The correlation we’ll be exploring is between a company called MakeMyTrip (MMYT ticker symbol) and the NASDAQ Composite (^IXIC ticker symbol).  To match, Vaidya’s analysis, we confine our time frame from January 1st, 2012 to October 30th, 2014.  Yahoo Finance served quotes under the historical data link that presents itself after entering a ticker symbol (see green ellipse in the figure below)

Selecting the time span and downloading the data in CSV format are easy.  I read the data for MMYT and ^IXIC in pandas data frames but since the average price of the NASDAQ Composite over that time span was $3563.91 compared to an average of $18.98 for MakeMyTrip, plotting each time series on a common plot won’t work, even with a log scaling.  Instead, taking a page from Z-scoring in statistics, I made a plot of the normalized stock price for each listing in which the instantaneous price was divided the average.

There is no obvious correlation between the two time series. The NASDAQ Composite, more or less, rose steadily during this time span while MakeMyTrip shows a more of a parabolic behavior, with a downward trend during roughly the first third of the time span followed by minimum in the second third, and punctuated by rapid, and often volatile growth, in the third.

These differences in the qualitative evolution of the two assets presents itself even more strongly in a scatter plot showing the adjusted closing price of each asset.

Nonetheless, there is a reasonably good correlation between the two assets in terms of their fractional gain, defined as the difference between two successive days relative to the price of the earlier of the two days (i.e. (pi+1 – pi)/pi where pi is the price of the asset on the ith day).

There is a definite but weak positive correlation between the adjusted close of the NASDAQ Composite and MakeMyTrip.  A linear regression, computed using numpy’s polyfit routine (order 1), confirmed the same value of 0.9858 for the slope of a linear regression line that Vaidya reported.  This value is then the β between MakeMyTrip and the NASDAQ composite for this time span.

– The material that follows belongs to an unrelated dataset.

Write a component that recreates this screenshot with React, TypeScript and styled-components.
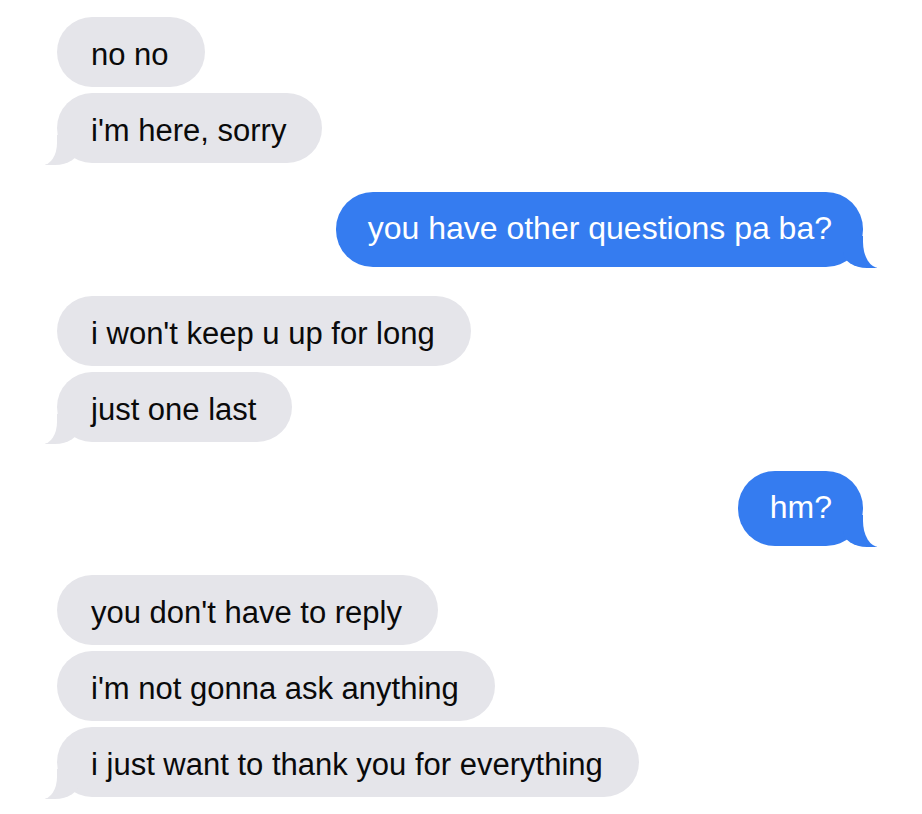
import React from "react";
import styled, {createGlobalStyle, css} from "styled-components";

type Side = "them" | "me";

type Message = {
	text: string;
	tail?: boolean;
};

type Group = {
	side: Side;
	messages: Message[];
};

const colors = {
	grey: "#e5e5ea",
	blue: "#357cf0",
	page: "#ffffff",
};

const thread: Group[] = [
	{side: "them", messages: [{text: "no no"}, {text: "i'm here, sorry", tail: true}]},
	{side: "me", messages: [{text: "you have other questions pa ba?", tail: true}]},
	{side: "them", messages: [{text: "i won't keep u up for long"}, {text: "just one last", tail: true}]},
	{side: "me", messages: [{text: "hm?", tail: true}]},
	{
		side: "them",
		messages: [
			{text: "you don't have to reply"},
			{text: "i'm not gonna ask anything"},
			{text: "i just want to thank you for everything", tail: true},
		],
	},
];

export default function App() {
	return (
		<>
			<GlobalStyle />
			<Thread>
				{thread.map((group, i) => (
					<BubbleGroup key={i} $side={group.side}>
						{group.messages.map((m, j) => (
							<Bubble key={j} $side={group.side} $tail={!!m.tail}>
								{m.text}
							</Bubble>
						))}
					</BubbleGroup>
				))}
			</Thread>
		</>
	);
}

const GlobalStyle = createGlobalStyle`
	* {
		box-sizing: border-box;
	}

	body {
		margin: 0;
		background: ${colors.page};
		font-family: "Liberation Sans", Arial, sans-serif;
	}
`;

const Thread = styled.main`
	display: flex;
	flex-direction: column;
	gap: 29px;
	padding: 17px 59px 17px 57px;
`;

const BubbleGroup = styled.section<{$side: Side}>`
	display: flex;
	flex-direction: column;
	gap: 6px;
	align-items: ${({$side}) => ($side === "me" ? "flex-end" : "flex-start")};
`;

// the little hook under the last bubble of a group
const themTail = css`
	&::before {
		content: "";
		position: absolute;
		bottom: -2px;
		left: -12px;
		width: 34px;
		height: 30px;
		background: ${colors.grey};
		border-bottom-right-radius: 24px 16px;
	}

	&::after {
		content: "";
		position: absolute;
		bottom: -2px;
		left: -44px;
		width: 44px;
		height: 30px;
		background: ${colors.page};
		border-bottom-right-radius: 14px 22px;
	}
`;

const meTail = css`
	&::before {
		content: "";
		position: absolute;
		bottom: -1px;
		right: -14px;
		width: 34px;
		height: 32px;
		background: ${colors.blue};
		border-bottom-left-radius: 24px 16px;
	}

	&::after {
		content: "";
		position: absolute;
		bottom: -1px;
		right: -44px;
		width: 44px;
		height: 32px;
		background: ${colors.page};
		border-bottom-left-radius: 16px 26px;
	}
`;

const Bubble = styled.div<{$side: Side; $tail: boolean}>`
	position: relative;
	white-space: nowrap;

	${({$side}) =>
		$side === "me"
			? css`
					height: 75px;
					padding: 0 31px 0 32px;
					border-radius: 37px;
					background: ${colors.blue};
					color: #ffffff;
					font-size: 32px;
					line-height: 72px;
			  `
			: css`
					height: 70px;
					padding: 5px 36px 0 34px;
					border-radius: 35px;
					background: ${colors.grey};
					color: #0a0a0a;
					font-size: 31px;
					line-height: 65px;
			  `}

	${({$side, $tail}) => $tail && ($side === "me" ? meTail : themTail)}
`;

But the fun doesn’t stop there.  We can use the power of the pandas package to extend Vaidya’s presentation by randomly sampling the data to get an idea of the spread in the value of β based on using different samples due to differences in time span or reporting interval.  Running a Monte Carlo with 350 samples each (almost exactly half of the total number of available data points) for N = 10,000 trials gives the following statistics for β:

  • the mean was 0.9835
  • the standard deviation was 0.1443
  • the distribution of β values is normal

Using the standard techniques of statistical analysis, we might be inclined to report the beta value as β = 0.9835 ± 0.0014 or, said equivalently, β could lie in the range of 0.9807 and 0.9863 with the usual 95% confidence.   This uncertainty in the value of β is about 5.7% and this translates directly into a 5.7% uncertainty in the assessment of the assets rate of return.  A 5% uncertainty is likely to be a good rule of thumb for the arbitrageur in estimating whether he wants to look further at an asset.

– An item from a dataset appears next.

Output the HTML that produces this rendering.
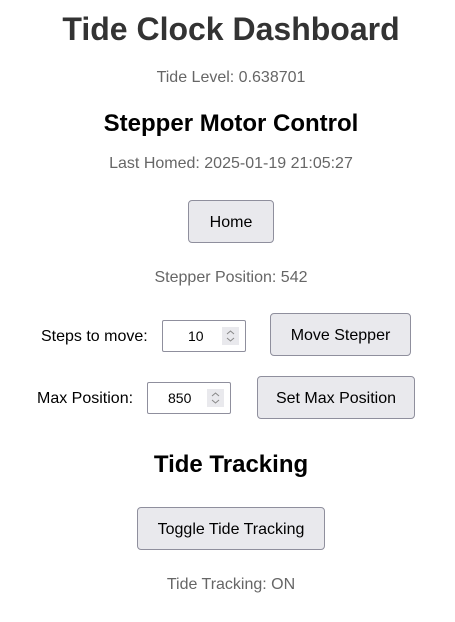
<!DOCTYPE html>
<html><head><meta charset="utf-8"><style>
*{margin:0;padding:0;box-sizing:border-box}
body{width:455px;height:622px;background:#fff;font-family:"Liberation Sans",Arial,sans-serif;position:relative;overflow:hidden}
.c{position:absolute;left:0;width:462px;text-align:center;white-space:nowrap}
.t{position:absolute;white-space:nowrap}
.g{color:#666;font-size:16px}
.btn{position:absolute;background:#e9e9ed;border:1px solid #8f8f9d;border-radius:4px;font-size:16px;color:#000;display:flex;align-items:center;justify-content:center;white-space:nowrap;padding-top:3px}
.inp{position:absolute;border:1px solid #8f8f9d;border-radius:2px;background:#fff;font-size:14px}
.inp span{position:absolute;top:0;bottom:0;display:flex;align-items:center}
.sp{position:absolute;top:6px;width:17px;height:18px;background:#e9e9ed}
</style></head><body>
<div class="c" style="top:11px;font-size:32px;font-weight:bold;color:#333;line-height:37px">Tide Clock Dashboard</div>
<div class="c g" style="top:69px;line-height:18px">Tide Level: 0.638701</div>
<div class="c" style="top:110px;font-size:24px;font-weight:bold;line-height:28px">Stepper Motor Control</div>
<div class="c g" style="top:155px;line-height:18px">Last Homed: 2025-01-19 21:05:27</div>
<div class="btn" style="left:188px;top:200px;width:86px;height:43px">Home</div>
<div class="c g" style="top:269px;line-height:18px">Stepper Position: 542</div>
<div class="t" style="left:41px;top:328px;font-size:16px;line-height:18px">Steps to move:</div>
<div class="inp" style="left:162px;top:320px;width:84px;height:32px"><span style="left:25px">10</span><svg class="sp" style="left:59px" viewBox="0 0 17 18"><path d="M5 7l3.5-3 3.5 3M5 11l3.5 3 3.5-3" fill="none" stroke="#888" stroke-width="1"/></svg></div>
<div class="btn" style="left:270px;top:313px;width:141px;height:43px">Move Stepper</div>
<div class="t" style="left:37px;top:390px;font-size:16px;line-height:18px">Max Position:</div>
<div class="inp" style="left:147px;top:382px;width:84px;height:32px"><span style="left:20px">850</span><svg class="sp" style="left:59px" viewBox="0 0 17 18"><path d="M5 7l3.5-3 3.5 3M5 11l3.5 3 3.5-3" fill="none" stroke="#888" stroke-width="1"/></svg></div>
<div class="btn" style="left:257px;top:376px;width:158px;height:43px">Set Max Position</div>
<div class="c" style="top:451px;font-size:24px;font-weight:bold;line-height:28px">Tide Tracking</div>
<div class="btn" style="left:137px;top:507px;width:188px;height:43px">Toggle Tide Tracking</div>
<div class="c g" style="top:576px;line-height:18px">Tide Tracking: ON</div>
</body></html>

Another source of error that arbitrageur must wrestle with is the value for Rfree, the risk-free rate of return.  According to Investopia.com, while a true risk-free rate of return is only theoretically realizable, the 3-month Treasury note is taken as a good proxy.  However, even this ‘sure fire’ investment vehicle sees movement on the secondary market.  The Wall Street Journal has excellent data and plots which show that, at least in recent months, the daily movement of the Rfree can be 5-10%.

The final ingredient in the CAPM model is RP, the additional risk premium associated with the asset.  The way this value is set is probably as much an art as a data science question since it not only has to account for the actual financial strengths and weaknesses of the asset but also the market sentiment.  If the example in last month’s blog were indicative, values ranging from 2-10% are reasonable.  The uncertainty in the estimation of those risk premiums are probably correspondingly larger, maybe in the 20-30% range.

All told, the estimated value for the real rate of return on an asset must account for all of these errors sources.  To illustrate this, lets continue on with the comparison of MakeMyTrip with the NASDAQ composite by assuming the following:

  • β = 0.9835 with a 1-standard deviation uncertainty of 0.0014
  • Rfree = 0.5% with a 1-standard deviation uncertainty of 0.025% (5% of the 0.5% value)
  • RP = 2.5% with a 1-standard deviation uncertainty of 0.5 % (20% of the 2.5% value)

With these assumptions, the CAPM rate of return would then be RA = 0.5% + 0.9835*2.5% = 2.9588%.  The corresponding error in that estimation is obtained using the usual propagation of error techniques and takes the value of 0.4943%.  This value means that the arbitrageur needs to figure in about 0.5% slop 67% of the time he undertakes this transaction.

All this machinery of linear regression, Monte Carlo simulations, and propagation of error explains the rise of algorithmic trading and the mathematical analysts (so-called ‘quants’) in todays modern market.